Const 1963, art 7, § 34 provides in relevant part:
"The provisions of this constitution and law concerning counties, townships, cities and villages shall be liberally construed in their favor."
[2] Const 1963, art 4, § 40 provides in pertinent part:
"[T]he legislature may by law establish a liquor control commission which, subject to statutory limitations, shall exercise complete control of the alcoholic beverage traffic within this state, including the retail sales thereof. The legislature may provide for an excise tax on such sales. Neither the legislature nor the commission may authorize the manufacture or sale of alcoholic beverages in any county in which a majority of the electors voting thereon shall prohibit the same."
[3] Kalamazoo v Titus, supra, 261, quotes from Cooley's Constitutional Limitations (7th ed), pp 163, 264 et seq., as follows:
"`One of the settled maxims in constitutional law is, that the power conferred upon the legislature to make laws cannot be delegated by that department to any other body or authority. Where the sovereign power of the State has located the authority, there it must remain; and by the constitutional agency alone the laws must be made until the Constitution itself is changed. * * *
"`It has already been seen that the legislature cannot delegate its power to make laws; but fundamental as this maxim is, it is so qualified by the customs of our race, and by other maxims which regard local government, that the right of the legislature, in the entire absence of authorization or prohibition, to create towns and other inferior municipal organizations, and to confer upon them the powers of local government, and especially of local taxation and police regulation usual with such corporations, would always pass unchallenged. The legislature in these cases is not regarded as delegating its authority, because the regulation of such local affairs as are commonly left to local boards and officers is not understood to belong properly to the State; and when it interferes, as sometimes it must, to restrain and control the local action, there should be reasons of State policy or dangers of local abuse to warrant the interposition.

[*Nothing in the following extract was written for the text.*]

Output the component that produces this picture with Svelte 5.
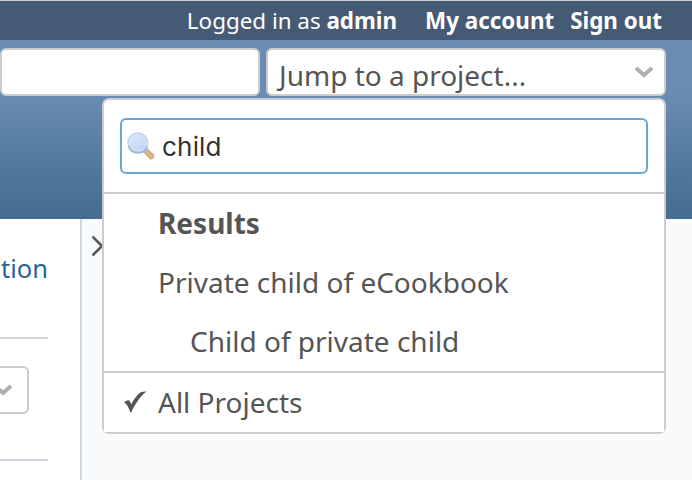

"`The people of the municipalities, however, do not define for themselves their own rights, privileges, and powers, nor is there any common law which draws a definite line of distinction between the powers which may be exercised by the State, and those which must be left to the local governments. The municipalities must look to the State for such charters of government as the legislature shall see fit to provide; and they cannot prescribe for themselves the details, though they have a right to expect that those charters will be granted with a recognition of the general principles with which we are familiar. The charter, or the general law under which they exercise their powers, is their constitution, in which they must be able to show authority for the acts they assume to perform. They have no inherent jurisdiction to make laws or adopt regulations of government; they are governments of enumerated powers, acting by a delegated authority; so that while the State legislature may exercise such powers of government coming within a proper designation of legislative power as are not expressly or impliedly prohibited, the local authorities can exercise those only which are expressly or impliedly conferred, and subject to such regulations or restrictions as are annexed to the grant.' Cooley's Constitutional Limitations (7th Ed.), pp. 163, 264 et seq."
See also Note: Conflicts Between State Statutes and Municipal Ordinances, 72 Harvard L Rev 737, 740-741 (1959), which states:
"Thus, while a home-rule grant is generally held to permit a municipality to act in the fields of taxation, public utilities, education, health, liquor regulation, traffic control, and rent control, nonetheless when such ordinances conflict with state legislation, they have been held not to prevail."